_Collected material_:

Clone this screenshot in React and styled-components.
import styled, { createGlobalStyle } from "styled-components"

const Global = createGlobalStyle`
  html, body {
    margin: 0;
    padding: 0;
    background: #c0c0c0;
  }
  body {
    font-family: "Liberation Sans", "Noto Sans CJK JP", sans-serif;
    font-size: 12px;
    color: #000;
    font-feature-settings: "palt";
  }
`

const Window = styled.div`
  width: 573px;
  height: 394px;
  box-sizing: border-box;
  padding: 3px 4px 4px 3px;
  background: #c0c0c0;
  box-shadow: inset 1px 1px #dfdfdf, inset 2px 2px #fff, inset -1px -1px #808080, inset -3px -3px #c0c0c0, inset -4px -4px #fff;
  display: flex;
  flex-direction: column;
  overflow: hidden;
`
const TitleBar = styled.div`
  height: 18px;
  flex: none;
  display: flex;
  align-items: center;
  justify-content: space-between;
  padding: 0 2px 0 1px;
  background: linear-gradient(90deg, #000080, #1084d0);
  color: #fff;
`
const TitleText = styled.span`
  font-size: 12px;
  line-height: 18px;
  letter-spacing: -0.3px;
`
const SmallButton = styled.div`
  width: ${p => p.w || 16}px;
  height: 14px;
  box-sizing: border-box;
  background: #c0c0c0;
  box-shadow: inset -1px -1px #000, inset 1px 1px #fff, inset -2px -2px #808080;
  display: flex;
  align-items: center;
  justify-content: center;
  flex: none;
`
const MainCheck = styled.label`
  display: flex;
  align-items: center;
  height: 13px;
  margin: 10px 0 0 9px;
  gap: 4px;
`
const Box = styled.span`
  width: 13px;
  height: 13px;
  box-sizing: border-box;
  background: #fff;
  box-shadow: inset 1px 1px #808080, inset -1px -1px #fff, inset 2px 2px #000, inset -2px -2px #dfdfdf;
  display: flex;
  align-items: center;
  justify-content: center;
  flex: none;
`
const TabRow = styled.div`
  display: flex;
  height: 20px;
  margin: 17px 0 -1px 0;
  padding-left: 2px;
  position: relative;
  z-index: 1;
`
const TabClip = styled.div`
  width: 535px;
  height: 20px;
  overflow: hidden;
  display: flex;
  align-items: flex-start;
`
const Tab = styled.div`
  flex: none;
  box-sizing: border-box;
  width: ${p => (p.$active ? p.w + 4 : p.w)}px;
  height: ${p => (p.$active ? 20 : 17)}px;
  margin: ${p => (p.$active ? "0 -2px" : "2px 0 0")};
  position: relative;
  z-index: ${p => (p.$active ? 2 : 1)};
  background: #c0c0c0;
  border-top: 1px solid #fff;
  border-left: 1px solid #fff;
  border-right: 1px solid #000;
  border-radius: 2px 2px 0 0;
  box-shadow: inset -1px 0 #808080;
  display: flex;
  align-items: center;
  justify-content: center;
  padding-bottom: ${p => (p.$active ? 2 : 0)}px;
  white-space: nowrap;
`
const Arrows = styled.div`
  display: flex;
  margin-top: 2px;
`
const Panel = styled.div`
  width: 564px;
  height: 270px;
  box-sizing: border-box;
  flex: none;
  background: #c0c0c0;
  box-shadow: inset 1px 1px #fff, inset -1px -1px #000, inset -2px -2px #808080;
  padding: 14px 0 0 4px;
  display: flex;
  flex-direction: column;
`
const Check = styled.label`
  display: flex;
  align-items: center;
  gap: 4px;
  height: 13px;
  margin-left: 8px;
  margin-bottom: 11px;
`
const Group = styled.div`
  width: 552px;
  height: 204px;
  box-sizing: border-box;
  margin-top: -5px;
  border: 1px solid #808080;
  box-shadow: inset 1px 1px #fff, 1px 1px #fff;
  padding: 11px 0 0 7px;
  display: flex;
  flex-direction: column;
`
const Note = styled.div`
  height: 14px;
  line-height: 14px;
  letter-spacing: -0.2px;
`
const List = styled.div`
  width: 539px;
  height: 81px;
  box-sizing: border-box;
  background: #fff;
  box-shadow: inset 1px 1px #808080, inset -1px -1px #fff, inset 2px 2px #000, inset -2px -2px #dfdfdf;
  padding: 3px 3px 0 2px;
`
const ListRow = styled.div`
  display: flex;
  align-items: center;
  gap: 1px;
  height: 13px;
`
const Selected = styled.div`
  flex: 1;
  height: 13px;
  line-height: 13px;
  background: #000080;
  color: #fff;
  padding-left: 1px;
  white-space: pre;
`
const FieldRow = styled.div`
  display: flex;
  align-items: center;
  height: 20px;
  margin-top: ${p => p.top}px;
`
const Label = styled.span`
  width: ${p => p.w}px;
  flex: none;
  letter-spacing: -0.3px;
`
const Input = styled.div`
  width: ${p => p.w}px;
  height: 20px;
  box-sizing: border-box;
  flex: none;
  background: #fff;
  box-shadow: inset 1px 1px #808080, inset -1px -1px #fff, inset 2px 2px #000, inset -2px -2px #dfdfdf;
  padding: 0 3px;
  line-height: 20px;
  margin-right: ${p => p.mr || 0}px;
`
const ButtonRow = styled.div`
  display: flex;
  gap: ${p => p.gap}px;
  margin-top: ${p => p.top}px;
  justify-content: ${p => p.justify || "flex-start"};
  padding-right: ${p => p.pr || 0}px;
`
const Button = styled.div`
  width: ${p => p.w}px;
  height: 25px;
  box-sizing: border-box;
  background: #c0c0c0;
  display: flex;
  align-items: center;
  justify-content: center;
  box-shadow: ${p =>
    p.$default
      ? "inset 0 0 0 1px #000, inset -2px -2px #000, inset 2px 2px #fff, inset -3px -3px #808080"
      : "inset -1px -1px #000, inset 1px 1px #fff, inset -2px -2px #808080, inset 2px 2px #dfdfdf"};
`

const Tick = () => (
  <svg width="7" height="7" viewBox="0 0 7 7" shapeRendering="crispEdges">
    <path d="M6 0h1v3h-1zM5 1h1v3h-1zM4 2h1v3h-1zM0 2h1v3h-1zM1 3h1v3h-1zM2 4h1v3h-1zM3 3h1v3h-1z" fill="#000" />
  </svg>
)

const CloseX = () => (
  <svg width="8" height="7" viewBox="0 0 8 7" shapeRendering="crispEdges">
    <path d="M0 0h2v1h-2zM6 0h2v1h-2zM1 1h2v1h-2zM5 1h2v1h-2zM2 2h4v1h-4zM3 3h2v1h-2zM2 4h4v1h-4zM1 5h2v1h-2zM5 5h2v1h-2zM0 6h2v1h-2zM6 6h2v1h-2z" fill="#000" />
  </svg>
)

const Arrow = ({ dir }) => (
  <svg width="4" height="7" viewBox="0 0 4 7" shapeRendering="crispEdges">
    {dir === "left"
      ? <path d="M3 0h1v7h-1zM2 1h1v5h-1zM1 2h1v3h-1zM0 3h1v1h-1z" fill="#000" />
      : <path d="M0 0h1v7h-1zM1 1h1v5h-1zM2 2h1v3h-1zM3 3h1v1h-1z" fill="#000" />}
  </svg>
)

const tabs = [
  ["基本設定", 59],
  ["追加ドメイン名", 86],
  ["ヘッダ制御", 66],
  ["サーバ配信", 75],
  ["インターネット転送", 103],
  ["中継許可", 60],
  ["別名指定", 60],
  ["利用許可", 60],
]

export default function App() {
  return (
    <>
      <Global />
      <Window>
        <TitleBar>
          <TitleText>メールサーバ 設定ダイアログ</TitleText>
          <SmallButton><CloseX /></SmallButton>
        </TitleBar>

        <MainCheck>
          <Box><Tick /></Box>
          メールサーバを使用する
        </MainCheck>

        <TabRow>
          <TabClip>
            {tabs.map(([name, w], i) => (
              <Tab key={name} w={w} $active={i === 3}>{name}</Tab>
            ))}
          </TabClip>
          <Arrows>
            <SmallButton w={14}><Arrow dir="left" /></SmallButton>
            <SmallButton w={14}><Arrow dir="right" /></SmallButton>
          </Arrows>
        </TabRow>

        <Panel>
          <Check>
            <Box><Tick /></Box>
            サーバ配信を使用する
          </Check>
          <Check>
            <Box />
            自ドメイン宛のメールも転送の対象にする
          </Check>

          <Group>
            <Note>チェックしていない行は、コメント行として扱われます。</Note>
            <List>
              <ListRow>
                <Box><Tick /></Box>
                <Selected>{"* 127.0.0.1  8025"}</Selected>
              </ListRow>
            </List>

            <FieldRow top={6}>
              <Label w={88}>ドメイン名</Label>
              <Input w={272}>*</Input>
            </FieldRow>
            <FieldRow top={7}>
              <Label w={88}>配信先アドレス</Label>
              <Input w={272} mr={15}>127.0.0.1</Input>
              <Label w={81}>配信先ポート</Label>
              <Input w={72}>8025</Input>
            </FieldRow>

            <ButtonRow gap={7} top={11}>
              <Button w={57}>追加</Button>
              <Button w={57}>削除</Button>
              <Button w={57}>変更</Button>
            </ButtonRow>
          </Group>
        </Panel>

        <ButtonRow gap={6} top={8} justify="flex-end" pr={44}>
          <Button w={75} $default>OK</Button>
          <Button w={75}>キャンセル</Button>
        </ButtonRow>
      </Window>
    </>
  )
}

_Written problem_:
Find the lines containing "components" and pull them out.

_Exercise result_:
Clone this screenshot in React and styled-components.
import styled, { createGlobalStyle } from "styled-components"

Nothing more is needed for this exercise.